INSTRUCTIONS TO FOLLOW: Tally the lines below that contain "React". The number is the whole answer.

GIVEN DATA:
★ ★ ★

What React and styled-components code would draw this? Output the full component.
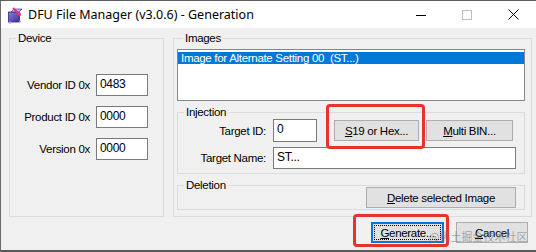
import React from 'react';
import styled, { createGlobalStyle, css } from 'styled-components';

const Global = createGlobalStyle`
  html, body { margin: 0; padding: 0; background: #fff; }
  body { font-family: "Liberation Sans", Arial, sans-serif; }
`;

const Window = styled.div`
  position: relative;
  width: 536px;
  height: 252px;
  box-sizing: border-box;
  border-top: 1px solid #5f5f5f;
  border-left: 1px solid #6b6b6b;
  border-bottom: 2px solid #5a5a5a;
  background: #f0f0f0;
  display: flex;
  flex-direction: column;
  overflow: hidden;
  font-family: "Liberation Sans", Arial, sans-serif;
  font-size: 11.5px;
  letter-spacing: -0.3px;
  color: #000;
`;

const TitleBar = styled.div`
  height: 27px;
  flex: none;
  background: #fff;
  display: flex;
  align-items: center;
`;

const AppIcon = styled.svg`
  margin-left: 6px;
  width: 16px;
  height: 18px;
  flex: none;
`;

const Title = styled.div`
  margin-left: 5px;
  font-family: "Noto Sans", "Segoe UI", sans-serif;
  font-size: 12.5px;
  letter-spacing: 0;
  color: #000;
  flex: 1;
`;

const Controls = styled.div`
  display: flex;
  height: 100%;
`;

const Ctrl = styled.div`
  width: 46px;
  height: 100%;
  display: flex;
  align-items: center;
  justify-content: center;
`;

const Client = styled.div`
  flex: 1;
  display: flex;
  flex-direction: column;
  padding: 4px 4px 0 8px;
`;

const Groups = styled.div`
  display: flex;
  gap: 9px;
`;

const Group = styled.fieldset`
  margin: 0;
  min-width: 0;
  border: 1px solid #dcdcdc;
  padding: ${p => p.$pad || '0'};
  display: flex;
  flex-direction: column;
  flex: ${p => p.$flex || 'none'};
  width: ${p => p.$w || 'auto'};
  margin-top: ${p => p.$mt || '0'};
  box-sizing: border-box;
`;

const Legend = styled.legend`
  margin-left: 6px;
  padding: 0 2px;
  line-height: 13px;
`;

const DeviceGrid = styled.div`
  margin-top: 29px;
  display: grid;
  grid-template-columns: 80px 52px;
  column-gap: 6px;
  row-gap: 10px;
  align-items: center;
`;

const Label = styled.div`
  text-align: right;
  white-space: nowrap;
`;

const Field = styled.div`
  box-sizing: border-box;
  width: ${p => p.$w || 'auto'};
  flex: ${p => p.$flex || 'none'};
  height: ${p => p.$h || '22px'};
  border: 1px solid #7a7a7a;
  background: #fff;
  padding: 2px 3px 0;
  line-height: 14px;
  font-size: 12px;
  white-space: nowrap;
`;

const ListBox = styled.div`
  margin-top: 4px;
  height: 52px;
  box-sizing: border-box;
  border: 1px solid #828790;
  background: #fff;
  padding: 2px 0 0;
`;

const ListItem = styled.div`
  background: ${p => (p.$selected ? '#0078d7' : 'transparent')};
  color: ${p => (p.$selected ? '#fff' : '#000')};
  line-height: 12px;
  height: 12px;
  padding-left: 3px;
  white-space: pre;
`;

const InjectionGrid = styled.div`
  display: grid;
  grid-template-columns: 88px 1fr;
  column-gap: 7px;
  row-gap: 5px;
  align-items: center;
  padding-right: 8px;
`;

const ButtonRow = styled.div`
  display: flex;
  align-items: center;
  gap: 7px;
`;

const Button = styled.button`
  box-sizing: border-box;
  width: ${p => p.$w};
  height: 21px;
  margin-left: ${p => p.$ml || '0'};
  background: #e1e1e1;
  border: 1px solid #adadad;
  font: inherit;
  letter-spacing: inherit;
  color: #000;
  padding: 0;
  text-align: center;
  ${p =>
    p.$default &&
    css`
      border-color: #0078d7;
      box-shadow: inset 0 0 0 1px #0078d7;
      outline: 1px dotted #000;
      outline-offset: -4px;
    `}
`;

const DeletionRow = styled.div`
  margin-top: -5px;
  display: flex;
  justify-content: flex-end;
  padding: 0 8px 1px 0;
`;

const Footer = styled.div`
  display: flex;
  justify-content: flex-end;
  gap: 12px;
  margin-top: 5px;
  padding-right: 4px;
`;

const Highlight = styled.div`
  position: absolute;
  box-sizing: border-box;
  border: 3px solid #e8322b;
  border-radius: 4px;
  pointer-events: none;
`;

const Watermark = styled.div`
  position: absolute;
  left: 428px;
  top: 228px;
  font-family: "Noto Sans CJK SC", sans-serif;
  font-size: 11px;
  line-height: 14px;
  letter-spacing: 0;
  color: rgba(120, 120, 120, 0.6);
  white-space: nowrap;
  pointer-events: none;
`;

export default function App() {
  return (
    <>
      <Global />
      <Window>
        <TitleBar>
          <AppIcon viewBox="0 0 16 18">
            <defs>
              <linearGradient id="cube" x1="0" y1="0" x2="1" y2="1">
                <stop offset="0" stopColor="#8d7fd8" />
                <stop offset="1" stopColor="#3b2f9a" />
              </linearGradient>
            </defs>
            <rect x="1.5" y="6" width="11" height="10" fill="url(#cube)" stroke="#2d2680" strokeWidth="0.8" />
            <path d="M4 6 L7 3 L15 3 L12 6 Z" fill="#b8b0ee" stroke="#2d2680" strokeWidth="0.6" />
            <path d="M6 2 L13 9" stroke="#e0357d" strokeWidth="2" />
            <path d="M13 5 L14 10 L9 9 Z" fill="#e0357d" />
            <circle cx="3" cy="16.5" r="1.3" fill="#f08ab8" />
            <circle cx="13" cy="15.5" r="1" fill="#f08ab8" />
          </AppIcon>
          <Title>DFU File Manager (v3.0.6) - Generation</Title>
          <Controls>
            <Ctrl>
              <svg width="10" height="10" viewBox="0 0 10 10">
                <path d="M0 5.5 H10" stroke="#000" strokeWidth="1" />
              </svg>
            </Ctrl>
            <Ctrl>
              <svg width="10" height="10" viewBox="0 0 10 10">
                <rect x="0.5" y="0.5" width="9" height="9" fill="none" stroke="#bfbfbf" strokeWidth="1" />
              </svg>
            </Ctrl>
            <Ctrl>
              <svg width="11" height="11" viewBox="0 0 11 11">
                <path d="M0.5 0.5 L10.5 10.5 M10.5 0.5 L0.5 10.5" stroke="#000" strokeWidth="1" />
              </svg>
            </Ctrl>
          </Controls>
        </TitleBar>

        <Client>
          <Groups>
            <Group $w="155px">
              <Legend>Device</Legend>
              <DeviceGrid>
                <Label>Vendor ID 0x</Label>
                <Field>0483</Field>
                <Label>Product ID 0x</Label>
                <Field>0000</Field>
                <Label>Version 0x</Label>
                <Field>0000</Field>
              </DeviceGrid>
            </Group>

            <Group $flex="1" $pad="0 6px 6px 3px">
              <Legend>Images</Legend>
              <ListBox>
                <ListItem $selected>{'Image for Alternate Setting 00  (ST...)'}</ListItem>
              </ListBox>

              <Group $pad="0 0 4px 0" $mt="5px">
                <Legend>Injection</Legend>
                <InjectionGrid>
                  <Label>Target ID:</Label>
                  <ButtonRow>
                    <Field $w="44px" $h="23px">0</Field>
                    <Button $w="85px" $ml="10px"><u>S</u>19 or Hex...</Button>
                    <Button $w="87px"><u>M</u>ulti BIN...</Button>
                  </ButtonRow>
                  <Label>Target Name:</Label>
                  <Field $h="22px">ST...</Field>
                </InjectionGrid>
              </Group>

              <Group $mt="5px">
                <Legend>Deletion</Legend>
                <DeletionRow>
                  <Button $w="150px"><u>D</u>elete selected Image</Button>
                </DeletionRow>
              </Group>
            </Group>
          </Groups>

          <Footer>
            <Button $w="73px" $default><u>G</u>enerate...</Button>
            <Button $w="72px"><u>C</u>ancel</Button>
          </Footer>
        </Client>

        <Highlight style={{ left: 325, top: 103, width: 99, height: 45 }} />
        <Highlight style={{ left: 352, top: 213, width: 96, height: 33 }} />
        <Watermark>@稀土掘金技术社区</Watermark>
      </Window>
    </>
  );
}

★ ★ ★

WRITTEN ANSWER: 2